Zdaniem Sądu, nie potwierdzono również tego, iż oskarżony miał przytrzymać A. L. (1) za włosy i kilkakrotnie uderzyć głową ww. o ścianę. W tym zakresie należało wziąć pod uwagę treść zgromadzonej dokumentacji medycznej świadka, w której nie odnotowano żadnych obrażeń głowy lub twarzy. Na powyższe zwrócił również uwagę biegły sądowy w zakresie medycyny sądowej.

Bezsporne było natomiast, iż P. P. napierając na A. L. (1) swoim ciałem wepchnął ją do klatki schodowej.
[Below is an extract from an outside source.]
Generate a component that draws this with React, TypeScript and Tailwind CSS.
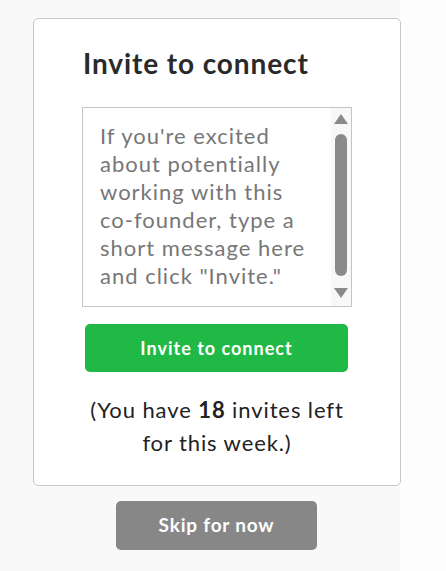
import React from "react";

export default function App() {
  return (
    <div
      className="flex w-[446px] h-[571px] bg-[#fdfdfd]"
      style={{ fontFamily: "Lato, 'Open Sans', sans-serif" }}
    >
      <div className="w-[400px] h-full bg-[#f9f9f9] flex flex-col items-start">
        <div className="ml-[33px] mt-[18px] w-[368px] h-[468px] bg-white border border-[#c8c8c8] rounded-[5px] flex flex-col">
          <h1 className="ml-[49px] mt-[26px] text-[28px] leading-[36px] font-bold tracking-[0.9px] text-[#2a2a2a]">
            Invite to connect
          </h1>
          <div className="ml-[48px] mt-[26px] w-[270px] h-[200px] border border-[#c4c4c4] flex">
            <div className="flex-1 pl-[17px] pr-[16px] pt-[14px] text-[22px] leading-[28px] tracking-[1px] text-[#777777]">
              If you're excited about potentially working with this co‑founder, type a short message here and click "Invite."
            </div>
            <div className="w-[20px] h-full bg-[#f8f8f8] flex flex-col items-center">
              <svg width="14" height="10" viewBox="0 0 14 10" className="mt-[6px]">
                <polygon points="7,0 14,10 0,10" fill="#8a8a8a" />
              </svg>
              <div className="mt-[10px] w-[12px] h-[142px] rounded-full bg-[#8a8a8a]" />
              <svg width="14" height="10" viewBox="0 0 14 10" className="mt-[12px]">
                <polygon points="0,0 14,0 7,10" fill="#8a8a8a" />
              </svg>
            </div>
          </div>
          <button className="ml-[51px] mt-[17px] w-[263px] h-[48px] rounded-[5px] bg-[#21b945] text-white text-[18px] font-bold tracking-[1px]">
            Invite to connect
          </button>
          <p className="mt-[21px] text-center text-[22px] leading-[33px] tracking-[0.9px] text-[#222222]">
            (You have <span className="font-bold">18</span> invites left
            <br />
            for this week.)
          </p>
        </div>
        <button className="ml-[116px] mt-[15px] w-[201px] h-[49px] rounded-[5px] bg-[#878787] text-white text-[19px] font-bold tracking-[0.8px]">
          Skip for now
        </button>
      </div>
    </div>
  );
}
Tym niemniej, zdaniem Sądu, zachowanie opisane powyżej, przy uwzględnieniu uprzednio wypowiedzianych przez oskarżonego słów - stanowiących w istocie wezwanie do zachowania zgodnego z prawem i uprzedzenie o zamiarze użycia środków przymusu bezpośredniego - nie wypełnia znamion czynu z art. 231 § 1 k. k. w zb. z art. 217 § 1 k. k. w zw. z art. 11 § 2 k. k., skoro funkcjonariusz działał w graniach przyznanych mu uprawnień.

Odnosząc się do rozstrzygnięcia zawartego w punkcie VII. wyroku

Na podstawie art. 632 pkt 2 k. p. k. kosztami procesu w zakresie czynów, od których popełnienia uniewinniono oskarżonych obciążono Skarb Państwa. Zgodnie z tym przepisem, jeżeli ustawa nie stanowi inaczej, w razie uniewinnienia oskarżonego lub umorzenia postępowania koszty procesu ponosi sprawach z oskarżenia publicznego - Skarb Państwa, z wyjątkiem należności z tytułu udziału adwokata lub radcy prawnego w charakterze pełnomocnika pokrzywdzonego, oskarżyciela posiłkowego albo innej osoby.
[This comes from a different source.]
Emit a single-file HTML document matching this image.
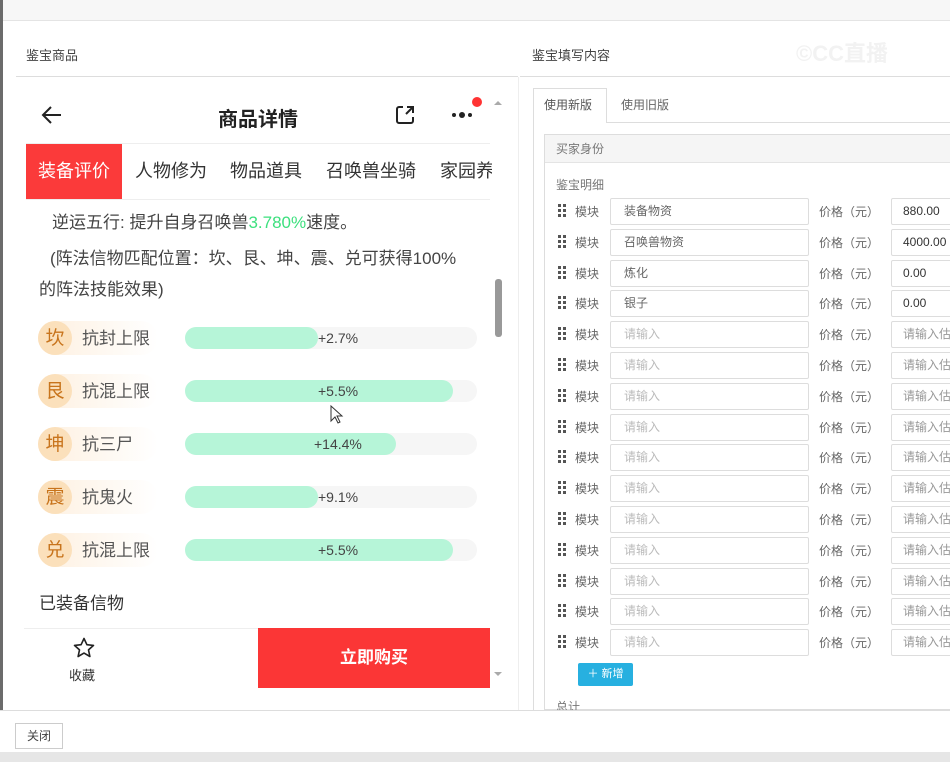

Odnosząc się do rozstrzygnięcia zawartego w punkcie VIII. wyroku

Na podstawie art. 626 § 1 k. p. k., art. 627 k. p. k. oraz art. 1, art. 2 ust. 1 pkt 2 ustawy z dnia 23 czerwca 1973 r. o opłatach w sprawach karnych (tekst jednolity: Dz. U. z 1983 r., nr 49, poz. 223 z późniejszymi zmianami) zasądzono od oskarżonego A. J. na rzecz Skarbu Państwa koszty sądowe w kwocie 710,27 złotych, w tym wymierzono mu opłatę w kwocie 120 złotych. Sąd miał na uwadze fakt, iż oskarżony jest osobą młodą, zdolną do pracy zarobkowej. W związku z tym, brak było podstaw do zwolnienia go od obowiązku zapłaty kosztów sądowych.